Consider the entire mass of information on the lexicons of the older Germanic language. This is the sum of every bit of lexical information which can be extracted from the corpora of these languages. It would at least include every piece of verifiably correct information in every published dictionary of these languages; and probably more, since there is no reason to think that every word token in the corpora of these languages has yet been properly documented.
This information can be thought of as a huge network consisting of lexical items and their properties, and the various kinds of connections among those items.
For example, consider the Old English word dæg. This word has various inherent synchronic properties: it is in the nominative singular; it is a masculine noun; it belongs to the a-stem class of nouns; it has a meaning which is glossed in modern English as "day".
The word form dæg has connections with other word forms in Old English. It is connected to dæges, dæge, dagas, daga, dagum because those are members of the same noun paradigm, differing only in case and/or number. It is related to deag because this is an attested alternate spelling for the same word. It is connected to words such as ge-win-dæg and dæg-weorc because dæg is one of the elements in these compound words. It is connected to the verb dægian "to dawn" because this verb derives from the noun by means of a derivational suffix.
This word form has connections to various Old English texts because it is attested in them. dæg is found in Menol. Fox 347, in Gen 1,5, in Bd. App. S. 771, 45., etc. To state this a different way, this abstract word form has a connection to the position in the text of each of its tokens.
This word has connections with words in other Germanic languages as well. For example, it is cognate with Old Icelandic dagr, Gothic dags, OHG tac, and others. Each of these cognate words has its own complex network of connections to other lexical items in its own respective language.

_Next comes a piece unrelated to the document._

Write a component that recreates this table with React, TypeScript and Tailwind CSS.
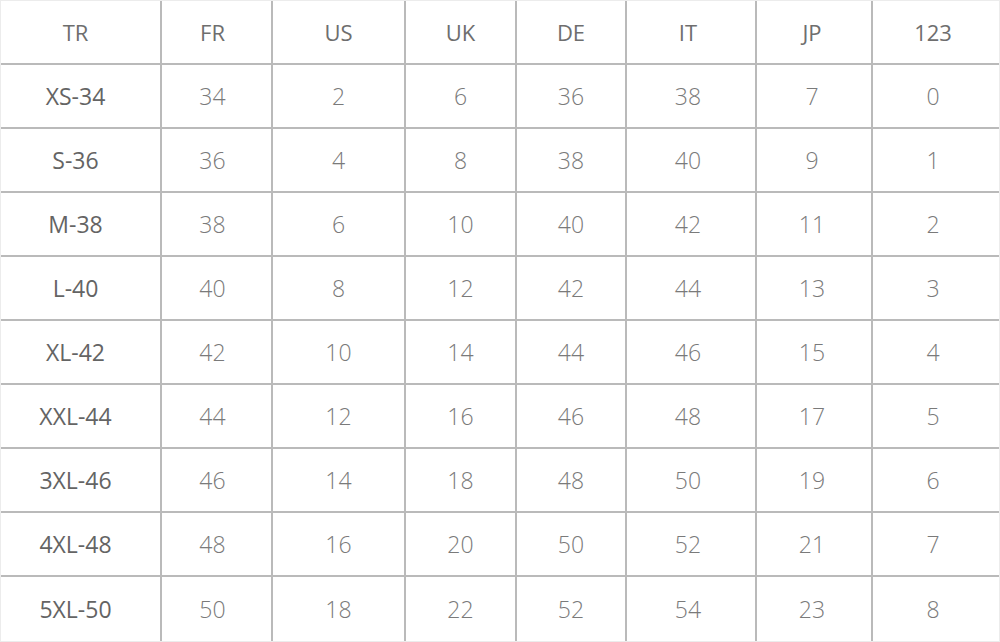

Traditional paper references (synchronic and etymological dictionaries, and concordances) are views of this network, but only partial ones. The network comprises so much information, with so many different types of connections, that it is impractical to explicitly represent the entire network in a paper medium in any sort of unified form.
The long-term goal of this project is to electronically represent this entire network as a single body, with as close an approximation of completeness as practical limitations will allow.
From this perspective, the digitization of existing paper dictionaries should not be seen as merely the conversion of an existing work to a more readily searchable or transportable form. It is simply the most efficient strategy for the initial stages of populating the electronic lexical network. The texts will be parsed, and the information converted into a suitable form and merged with data from other texts into a single entity.
In a shallow sense, one might view this process as involving e.g. the mere addition of a link from the dæg entry in Bosworth/Toller's dictionary of Old English to the dagr entry of Cleasby/Vigfusson's dictionary of Old Icelandic. But this is setting one's sights too low. The source of the individual pieces of information in this novel work will not be important except for bibliographic purposes, much in the same way that one often references earlier paper dictionaries when creating a new paper dictionary.
The merged information will generally not be recognizable as individual entries from particular earlier dictionaries (except perhaps in the case of specific wordings of glosses). It will be so heavily processed into an computer-readable format with explicit semantics, and so substantially augmented and validated, that it will not be a mere copy of the source dictionaries in any obvious sense.
Nor will the process end with the integration of the information from the earlier paper dictionaries. The corpora of some of the languages in question are fairly large, and there are very likely to be substantial omissions in many of the existing paper dictionaries, since it simply was not possible to consider the entire corpora of some of these languages when working in a paper medium. A check of the lexical network against the language corpora is likely to reveal both previously undocumented words and also word tokens for which no concordance reference previously existed.
Using the data
Different scholars will be able to use this resource for different purposes. My own (Sean Crist's) impetus for this project is to improve our understanding of the Germanic sound changes, and our understanding of Proto-Germanic, by running the sound changes (as we understand them) against this entire body of data.
For example, given an Old English word such as beorgan, we can automatically project this word upstream (backwards in time) thru the known sequence of Old English sound changes to produce a set of possible Proto-Germanic forms which would have produced this form. (This set of possible PGmc forms may contain more than one member since some of the sound changes involve mergers.) Similarly, we can automatically project the Gothic word baírgan upstream to Proto-Germanic.
Now we can ask: can OE beorgan and Goth. baírgan be cognate? What does this question mean? In this context, the answer is yes if there is at least one form which appears both in the upstream-from-OE set and in the upstream-from-Gothic set.
With this tool, we can loop thru the entire lexicon of each of the early Germanic languages. For every etymological claim which has been made, we can automatically ask whether this claim can be correct or not; we can mark the matching items as having been verified, and kick out problematic forms for consideration by a human.
Similarly, there are often cases where we do not know which of two sound changes came earlier in the relative chronology of sound changes. With the proposed network, a query can be structured to search thru thousands of words to identify words which are of a form where the ordering of the sound changes makes a crucially different prediction.
This discussion is simply a brief overview; it glosses over a number of complications (e.g. how to handle known cases of analogy; how to encode the "cognate" relation when it only applies between substrings of words as in cases of compounding and derivational morphology, etc.).